>> Start Dataset excerpt

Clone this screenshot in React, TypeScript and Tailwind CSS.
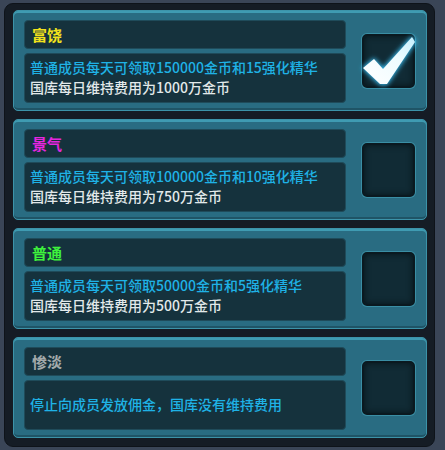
import React from 'react'

// ─── Data ─────────────────────────────────────────────────────────────────────

interface Tier {
  title: string
  titleColor: string
  lines: { text: string; color: string }[]
  checked: boolean
}

const tiers: Tier[] = [
  {
    title: '富饶',
    titleColor: 'text-[#f2e21c]',
    lines: [
      { text: '普通成员每天可领取150000金币和15强化精华', color: 'text-[#1fb2e6]' },
      { text: '国库每日维持费用为1000万金币', color: 'text-[#e2e9ea]' },
    ],
    checked: true,
  },
  {
    title: '景气',
    titleColor: 'text-[#e626e0]',
    lines: [
      { text: '普通成员每天可领取100000金币和10强化精华', color: 'text-[#1fb2e6]' },
      { text: '国库每日维持费用为750万金币', color: 'text-[#e2e9ea]' },
    ],
    checked: false,
  },
  {
    title: '普通',
    titleColor: 'text-[#3ef23c]',
    lines: [
      { text: '普通成员每天可领取50000金币和5强化精华', color: 'text-[#1fb2e6]' },
      { text: '国库每日维持费用为500万金币', color: 'text-[#e2e9ea]' },
    ],
    checked: false,
  },
  {
    title: '惨淡',
    titleColor: 'text-[#a3aaab]',
    lines: [{ text: '停止向成员发放佣金，国库没有维持费用', color: 'text-[#1fb2e6]' }],
    checked: false,
  },
]

// ─── Sub-components ──────────────────────────────────────────────────────────

function CheckMark() {
  return (
    <svg viewBox="0 0 53 54" className="absolute -inset-[2px] w-[53px] h-[54px] overflow-visible">
      <defs>
        <filter id="glow" x="-40%" y="-40%" width="180%" height="180%">
          <feGaussianBlur stdDeviation="2.6" />
        </filter>
        <linearGradient id="ck" x1="0" y1="1" x2="1" y2="0">
          <stop offset="0" stopColor="#ffffff" />
          <stop offset="0.6" stopColor="#effcff" />
          <stop offset="1" stopColor="#c4f0ff" />
        </linearGradient>
      </defs>
      <path d="M0 34 L12 24 L21 34 L50 2 L54 8 L25 51 L18 51 Z" fill="#3cc8ff" filter="url(#glow)" />
      <path d="M1 34 L12 25 L21 35 L50 3 L53 8 L25 50 L18 50 Z" fill="url(#ck)" />
    </svg>
  )
}

function TierCard({ tier }: { tier: Tier }) {
  return (
    <div className="h-[101px] shrink-0 flex items-center rounded-[5px] bg-[#296c82] border border-[#3c93a9] shadow-[inset_0_2px_0_#3f9bb2,inset_0_-2px_0_#1f5466] pl-[10px] pr-[11px]">
      <div className="w-[322px] flex flex-col gap-[4px] pt-[1px]">
        <div className="h-[29px] flex items-center rounded-[4px] bg-[#15323d] border border-[#1f4b5a] pl-[7px]">
          <span className={`text-[15px] font-bold leading-none ${tier.titleColor}`}>{tier.title}</span>
        </div>
        <div className="h-[50px] flex flex-col justify-center gap-[3px] rounded-[4px] bg-[#15323d] border border-[#1f4b5a] pl-[5px]">
          {tier.lines.map((l) => (
            <span key={l.text} className={`text-[14px] leading-[17px] font-medium whitespace-nowrap ${l.color}`}>
              {l.text}
            </span>
          ))}
        </div>
      </div>
      <div className="ml-[16px] relative w-[53px] h-[54px] rounded-[5px] bg-[#112b35] border-2 border-[#0a1920] shadow-[inset_0_0_6px_#071318,0_0_0_1px_#3a8ea4]">
        {tier.checked && <CheckMark />}
      </div>
    </div>
  )
}

// ─── Page ────────────────────────────────────────────────────────────────────

export default function App() {
  return (
    <div
      className="w-[445px] h-[450px] bg-[#3a4557] pl-[4px] pt-[3px] pr-[10px] pb-[3px]"
      style={{ fontFamily: '"Noto Sans CJK SC", "Noto Sans", sans-serif' }}
    >
      <div className="h-full flex flex-col gap-[8px] rounded-[9px] bg-[#151c25] border border-[#0e131a] pl-[8px] pt-[6px] pr-[7px] pb-[8px]">
        {tiers.map((t) => (
          <TierCard key={t.title} tier={t} />
        ))}
      </div>
    </div>
  )
}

>> End Dataset excerpt

--- Goal ---
Reproduce the listing above exactly, excluding all pictures.

--- Correct result ---
Clone this screenshot in React, TypeScript and Tailwind CSS.
import React from 'react'

// ─── Data ─────────────────────────────────────────────────────────────────────

interface Tier {
  title: string
  titleColor: string
  lines: { text: string; color: string }[]
  checked: boolean
}

const tiers: Tier[] = [
  {
    title: '富饶',
    titleColor: 'text-[#f2e21c]',
    lines: [
      { text: '普通成员每天可领取150000金币和15强化精华', color: 'text-[#1fb2e6]' },
      { text: '国库每日维持费用为1000万金币', color: 'text-[#e2e9ea]' },
    ],
    checked: true,
  },
  {
    title: '景气',
    titleColor: 'text-[#e626e0]',
    lines: [
      { text: '普通成员每天可领取100000金币和10强化精华', color: 'text-[#1fb2e6]' },
      { text: '国库每日维持费用为750万金币', color: 'text-[#e2e9ea]' },
    ],
    checked: false,
  },
  {
    title: '普通',
    titleColor: 'text-[#3ef23c]',
    lines: [
      { text: '普通成员每天可领取50000金币和5强化精华', color: 'text-[#1fb2e6]' },
      { text: '国库每日维持费用为500万金币', color: 'text-[#e2e9ea]' },
    ],
    checked: false,
  },
  {
    title: '惨淡',
    titleColor: 'text-[#a3aaab]',
    lines: [{ text: '停止向成员发放佣金，国库没有维持费用', color: 'text-[#1fb2e6]' }],
    checked: false,
  },
]

// ─── Sub-components ──────────────────────────────────────────────────────────

function CheckMark() {
  return (
    <svg viewBox="0 0 53 54" className="absolute -inset-[2px] w-[53px] h-[54px] overflow-visible">
      <defs>
        <filter id="glow" x="-40%" y="-40%" width="180%" height="180%">
          <feGaussianBlur stdDeviation="2.6" />
        </filter>
        <linearGradient id="ck" x1="0" y1="1" x2="1" y2="0">
          <stop offset="0" stopColor="#ffffff" />
          <stop offset="0.6" stopColor="#effcff" />
          <stop offset="1" stopColor="#c4f0ff" />
        </linearGradient>
      </defs>
      <path d="M0 34 L12 24 L21 34 L50 2 L54 8 L25 51 L18 51 Z" fill="#3cc8ff" filter="url(#glow)" />
      <path d="M1 34 L12 25 L21 35 L50 3 L53 8 L25 50 L18 50 Z" fill="url(#ck)" />
    </svg>
  )
}

function TierCard({ tier }: { tier: Tier }) {
  return (
    <div className="h-[101px] shrink-0 flex items-center rounded-[5px] bg-[#296c82] border border-[#3c93a9] shadow-[inset_0_2px_0_#3f9bb2,inset_0_-2px_0_#1f5466] pl-[10px] pr-[11px]">
      <div className="w-[322px] flex flex-col gap-[4px] pt-[1px]">
        <div className="h-[29px] flex items-center rounded-[4px] bg-[#15323d] border border-[#1f4b5a] pl-[7px]">
          <span className={`text-[15px] font-bold leading-none ${tier.titleColor}`}>{tier.title}</span>
        </div>
        <div className="h-[50px] flex flex-col justify-center gap-[3px] rounded-[4px] bg-[#15323d] border border-[#1f4b5a] pl-[5px]">
          {tier.lines.map((l) => (
            <span key={l.text} className={`text-[14px] leading-[17px] font-medium whitespace-nowrap ${l.color}`}>
              {l.text}
            </span>
          ))}
        </div>
      </div>
      <div className="ml-[16px] relative w-[53px] h-[54px] rounded-[5px] bg-[#112b35] border-2 border-[#0a1920] shadow-[inset_0_0_6px_#071318,0_0_0_1px_#3a8ea4]">
        {tier.checked && <CheckMark />}
      </div>
    </div>
  )
}

// ─── Page ────────────────────────────────────────────────────────────────────

export default function App() {
  return (
    <div
      className="w-[445px] h-[450px] bg-[#3a4557] pl-[4px] pt-[3px] pr-[10px] pb-[3px]"
      style={{ fontFamily: '"Noto Sans CJK SC", "Noto Sans", sans-serif' }}
    >
      <div className="h-full flex flex-col gap-[8px] rounded-[9px] bg-[#151c25] border border-[#0e131a] pl-[8px] pt-[6px] pr-[7px] pb-[8px]">
        {tiers.map((t) => (
          <TierCard key={t.title} tier={t} />
        ))}
      </div>
    </div>
  )
}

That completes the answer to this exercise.